[Start DATASET SECTION]

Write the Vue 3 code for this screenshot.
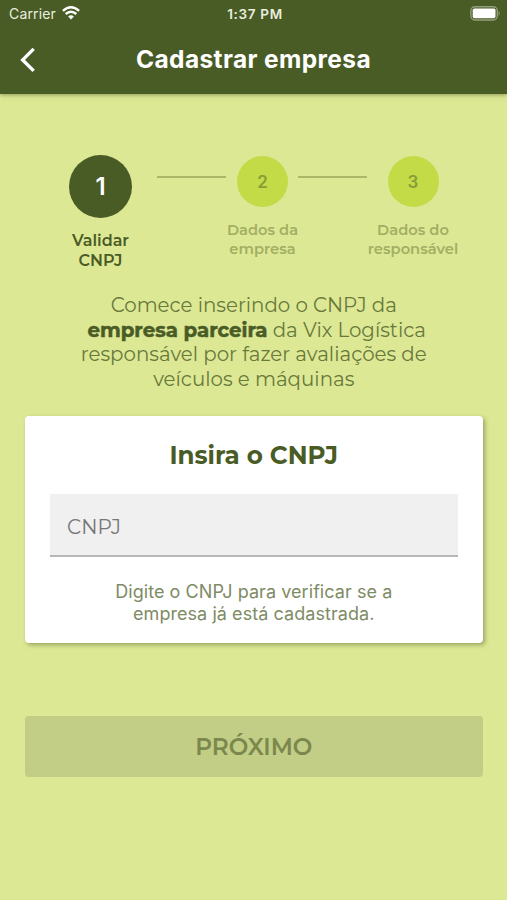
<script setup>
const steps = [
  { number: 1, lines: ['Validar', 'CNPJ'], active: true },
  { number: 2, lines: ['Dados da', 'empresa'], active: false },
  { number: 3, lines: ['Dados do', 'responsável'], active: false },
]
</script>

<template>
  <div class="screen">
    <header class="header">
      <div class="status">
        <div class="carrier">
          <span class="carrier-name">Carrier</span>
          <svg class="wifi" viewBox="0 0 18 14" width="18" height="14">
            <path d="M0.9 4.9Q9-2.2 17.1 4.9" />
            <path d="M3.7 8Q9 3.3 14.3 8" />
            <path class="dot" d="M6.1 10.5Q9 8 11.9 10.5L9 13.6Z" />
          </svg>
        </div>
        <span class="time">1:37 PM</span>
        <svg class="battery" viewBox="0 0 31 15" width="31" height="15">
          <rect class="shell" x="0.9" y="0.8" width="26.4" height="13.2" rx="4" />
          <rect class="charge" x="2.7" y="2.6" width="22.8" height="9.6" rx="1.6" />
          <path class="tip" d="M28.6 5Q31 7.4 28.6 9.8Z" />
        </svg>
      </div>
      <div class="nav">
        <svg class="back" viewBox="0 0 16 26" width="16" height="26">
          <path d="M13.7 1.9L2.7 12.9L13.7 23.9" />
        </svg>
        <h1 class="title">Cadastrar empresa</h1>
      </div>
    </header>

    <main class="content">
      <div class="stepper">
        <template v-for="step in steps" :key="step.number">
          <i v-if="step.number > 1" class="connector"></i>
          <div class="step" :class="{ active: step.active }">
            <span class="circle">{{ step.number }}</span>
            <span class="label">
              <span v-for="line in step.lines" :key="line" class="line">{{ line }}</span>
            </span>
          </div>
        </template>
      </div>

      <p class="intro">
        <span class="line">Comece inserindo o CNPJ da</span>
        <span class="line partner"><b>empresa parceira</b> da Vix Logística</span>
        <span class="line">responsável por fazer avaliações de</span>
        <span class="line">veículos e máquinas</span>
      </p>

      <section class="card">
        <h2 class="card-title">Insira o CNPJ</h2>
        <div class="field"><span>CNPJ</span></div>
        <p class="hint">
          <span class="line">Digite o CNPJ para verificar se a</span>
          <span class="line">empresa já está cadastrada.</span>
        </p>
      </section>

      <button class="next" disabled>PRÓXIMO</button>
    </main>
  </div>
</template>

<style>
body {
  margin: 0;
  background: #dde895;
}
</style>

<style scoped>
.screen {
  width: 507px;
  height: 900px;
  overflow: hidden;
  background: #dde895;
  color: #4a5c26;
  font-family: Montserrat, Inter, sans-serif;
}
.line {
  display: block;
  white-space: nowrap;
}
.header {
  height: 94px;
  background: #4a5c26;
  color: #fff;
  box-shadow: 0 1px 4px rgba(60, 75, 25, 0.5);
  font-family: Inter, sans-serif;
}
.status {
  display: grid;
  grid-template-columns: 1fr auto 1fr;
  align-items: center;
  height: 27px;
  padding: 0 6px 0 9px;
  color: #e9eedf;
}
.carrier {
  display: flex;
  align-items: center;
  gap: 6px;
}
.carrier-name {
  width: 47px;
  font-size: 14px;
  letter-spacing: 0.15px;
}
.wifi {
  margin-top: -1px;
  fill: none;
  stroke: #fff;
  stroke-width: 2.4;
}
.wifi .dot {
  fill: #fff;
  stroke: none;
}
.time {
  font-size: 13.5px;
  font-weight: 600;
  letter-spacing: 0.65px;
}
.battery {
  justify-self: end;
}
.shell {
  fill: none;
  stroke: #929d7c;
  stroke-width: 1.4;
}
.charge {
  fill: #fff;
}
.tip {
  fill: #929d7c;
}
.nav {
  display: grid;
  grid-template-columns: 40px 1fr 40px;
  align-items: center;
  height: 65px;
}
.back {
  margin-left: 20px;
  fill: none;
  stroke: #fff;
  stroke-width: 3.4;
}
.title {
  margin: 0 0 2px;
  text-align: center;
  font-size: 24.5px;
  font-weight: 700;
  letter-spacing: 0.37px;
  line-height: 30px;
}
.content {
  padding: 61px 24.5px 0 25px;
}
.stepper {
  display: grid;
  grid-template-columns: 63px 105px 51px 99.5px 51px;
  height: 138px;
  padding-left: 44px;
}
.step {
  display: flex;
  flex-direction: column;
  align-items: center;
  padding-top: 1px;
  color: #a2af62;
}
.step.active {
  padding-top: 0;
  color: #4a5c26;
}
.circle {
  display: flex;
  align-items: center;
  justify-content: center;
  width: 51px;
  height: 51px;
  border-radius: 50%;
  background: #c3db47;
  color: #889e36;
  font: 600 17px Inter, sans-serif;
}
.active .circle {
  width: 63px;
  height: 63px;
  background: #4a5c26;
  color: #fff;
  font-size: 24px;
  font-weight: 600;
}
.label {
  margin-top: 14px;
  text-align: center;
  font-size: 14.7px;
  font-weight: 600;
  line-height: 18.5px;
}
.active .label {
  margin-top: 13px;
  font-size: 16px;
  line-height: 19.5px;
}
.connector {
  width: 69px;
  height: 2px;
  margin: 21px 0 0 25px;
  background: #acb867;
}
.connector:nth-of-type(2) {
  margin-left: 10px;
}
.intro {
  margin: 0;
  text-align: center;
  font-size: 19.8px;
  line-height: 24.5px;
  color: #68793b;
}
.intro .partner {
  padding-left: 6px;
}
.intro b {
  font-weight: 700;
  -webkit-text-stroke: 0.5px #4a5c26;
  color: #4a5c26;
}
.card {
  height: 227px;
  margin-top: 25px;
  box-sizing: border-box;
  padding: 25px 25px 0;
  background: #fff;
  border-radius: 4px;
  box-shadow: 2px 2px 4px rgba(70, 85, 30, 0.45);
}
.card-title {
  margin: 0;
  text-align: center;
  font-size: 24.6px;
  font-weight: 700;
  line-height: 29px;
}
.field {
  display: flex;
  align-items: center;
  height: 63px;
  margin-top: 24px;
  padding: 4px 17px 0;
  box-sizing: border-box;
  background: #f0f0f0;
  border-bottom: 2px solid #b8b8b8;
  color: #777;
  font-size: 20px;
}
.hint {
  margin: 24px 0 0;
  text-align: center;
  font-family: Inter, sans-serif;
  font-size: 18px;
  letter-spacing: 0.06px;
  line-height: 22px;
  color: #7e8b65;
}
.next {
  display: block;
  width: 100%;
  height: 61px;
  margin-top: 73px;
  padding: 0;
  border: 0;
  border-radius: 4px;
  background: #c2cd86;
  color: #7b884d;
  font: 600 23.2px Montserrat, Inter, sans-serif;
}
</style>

[End DATASET SECTION]

TASK GOAL:
Skip every picture and transcribe the data above exactly.

RESULT FOR THIS TASK:
Write the Vue 3 code for this screenshot.
<script setup>
const steps = [
  { number: 1, lines: ['Validar', 'CNPJ'], active: true },
  { number: 2, lines: ['Dados da', 'empresa'], active: false },
  { number: 3, lines: ['Dados do', 'responsável'], active: false },
]
</script>

<template>
  <div class="screen">
    <header class="header">
      <div class="status">
        <div class="carrier">
          <span class="carrier-name">Carrier</span>
          <svg class="wifi" viewBox="0 0 18 14" width="18" height="14">
            <path d="M0.9 4.9Q9-2.2 17.1 4.9" />
            <path d="M3.7 8Q9 3.3 14.3 8" />
            <path class="dot" d="M6.1 10.5Q9 8 11.9 10.5L9 13.6Z" />
          </svg>
        </div>
        <span class="time">1:37 PM</span>
        <svg class="battery" viewBox="0 0 31 15" width="31" height="15">
          <rect class="shell" x="0.9" y="0.8" width="26.4" height="13.2" rx="4" />
          <rect class="charge" x="2.7" y="2.6" width="22.8" height="9.6" rx="1.6" />
          <path class="tip" d="M28.6 5Q31 7.4 28.6 9.8Z" />
        </svg>
      </div>
      <div class="nav">
        <svg class="back" viewBox="0 0 16 26" width="16" height="26">
          <path d="M13.7 1.9L2.7 12.9L13.7 23.9" />
        </svg>
        <h1 class="title">Cadastrar empresa</h1>
      </div>
    </header>

    <main class="content">
      <div class="stepper">
        <template v-for="step in steps" :key="step.number">
          <i v-if="step.number > 1" class="connector"></i>
          <div class="step" :class="{ active: step.active }">
            <span class="circle">{{ step.number }}</span>
            <span class="label">
              <span v-for="line in step.lines" :key="line" class="line">{{ line }}</span>
            </span>
          </div>
        </template>
      </div>

      <p class="intro">
        <span class="line">Comece inserindo o CNPJ da</span>
        <span class="line partner"><b>empresa parceira</b> da Vix Logística</span>
        <span class="line">responsável por fazer avaliações de</span>
        <span class="line">veículos e máquinas</span>
      </p>

      <section class="card">
        <h2 class="card-title">Insira o CNPJ</h2>
        <div class="field"><span>CNPJ</span></div>
        <p class="hint">
          <span class="line">Digite o CNPJ para verificar se a</span>
          <span class="line">empresa já está cadastrada.</span>
        </p>
      </section>

      <button class="next" disabled>PRÓXIMO</button>
    </main>
  </div>
</template>

<style>
body {
  margin: 0;
  background: #dde895;
}
</style>

<style scoped>
.screen {
  width: 507px;
  height: 900px;
  overflow: hidden;
  background: #dde895;
  color: #4a5c26;
  font-family: Montserrat, Inter, sans-serif;
}
.line {
  display: block;
  white-space: nowrap;
}
.header {
  height: 94px;
  background: #4a5c26;
  color: #fff;
  box-shadow: 0 1px 4px rgba(60, 75, 25, 0.5);
  font-family: Inter, sans-serif;
}
.status {
  display: grid;
  grid-template-columns: 1fr auto 1fr;
  align-items: center;
  height: 27px;
  padding: 0 6px 0 9px;
  color: #e9eedf;
}
.carrier {
  display: flex;
  align-items: center;
  gap: 6px;
}
.carrier-name {
  width: 47px;
  font-size: 14px;
  letter-spacing: 0.15px;
}
.wifi {
  margin-top: -1px;
  fill: none;
  stroke: #fff;
  stroke-width: 2.4;
}
.wifi .dot {
  fill: #fff;
  stroke: none;
}
.time {
  font-size: 13.5px;
  font-weight: 600;
  letter-spacing: 0.65px;
}
.battery {
  justify-self: end;
}
.shell {
  fill: none;
  stroke: #929d7c;
  stroke-width: 1.4;
}
.charge {
  fill: #fff;
}
.tip {
  fill: #929d7c;
}
.nav {
  display: grid;
  grid-template-columns: 40px 1fr 40px;
  align-items: center;
  height: 65px;
}
.back {
  margin-left: 20px;
  fill: none;
  stroke: #fff;
  stroke-width: 3.4;
}
.title {
  margin: 0 0 2px;
  text-align: center;
  font-size: 24.5px;
  font-weight: 700;
  letter-spacing: 0.37px;
  line-height: 30px;
}
.content {
  padding: 61px 24.5px 0 25px;
}
.stepper {
  display: grid;
  grid-template-columns: 63px 105px 51px 99.5px 51px;
  height: 138px;
  padding-left: 44px;
}
.step {
  display: flex;
  flex-direction: column;
  align-items: center;
  padding-top: 1px;
  color: #a2af62;
}
.step.active {
  padding-top: 0;
  color: #4a5c26;
}
.circle {
  display: flex;
  align-items: center;
  justify-content: center;
  width: 51px;
  height: 51px;
  border-radius: 50%;
  background: #c3db47;
  color: #889e36;
  font: 600 17px Inter, sans-serif;
}
.active .circle {
  width: 63px;
  height: 63px;
  background: #4a5c26;
  color: #fff;
  font-size: 24px;
  font-weight: 600;
}
.label {
  margin-top: 14px;
  text-align: center;
  font-size: 14.7px;
  font-weight: 600;
  line-height: 18.5px;
}
.active .label {
  margin-top: 13px;
  font-size: 16px;
  line-height: 19.5px;
}
.connector {
  width: 69px;
  height: 2px;
  margin: 21px 0 0 25px;
  background: #acb867;
}
.connector:nth-of-type(2) {
  margin-left: 10px;
}
.intro {
  margin: 0;
  text-align: center;
  font-size: 19.8px;
  line-height: 24.5px;
  color: #68793b;
}
.intro .partner {
  padding-left: 6px;
}
.intro b {
  font-weight: 700;
  -webkit-text-stroke: 0.5px #4a5c26;
  color: #4a5c26;
}
.card {
  height: 227px;
  margin-top: 25px;
  box-sizing: border-box;
  padding: 25px 25px 0;
  background: #fff;
  border-radius: 4px;
  box-shadow: 2px 2px 4px rgba(70, 85, 30, 0.45);
}
.card-title {
  margin: 0;
  text-align: center;
  font-size: 24.6px;
  font-weight: 700;
  line-height: 29px;
}
.field {
  display: flex;
  align-items: center;
  height: 63px;
  margin-top: 24px;
  padding: 4px 17px 0;
  box-sizing: border-box;
  background: #f0f0f0;
  border-bottom: 2px solid #b8b8b8;
  color: #777;
  font-size: 20px;
}
.hint {
  margin: 24px 0 0;
  text-align: center;
  font-family: Inter, sans-serif;
  font-size: 18px;
  letter-spacing: 0.06px;
  line-height: 22px;
  color: #7e8b65;
}
.next {
  display: block;
  width: 100%;
  height: 61px;
  margin-top: 73px;
  padding: 0;
  border: 0;
  border-radius: 4px;
  background: #c2cd86;
  color: #7b884d;
  font: 600 23.2px Montserrat, Inter, sans-serif;
}
</style>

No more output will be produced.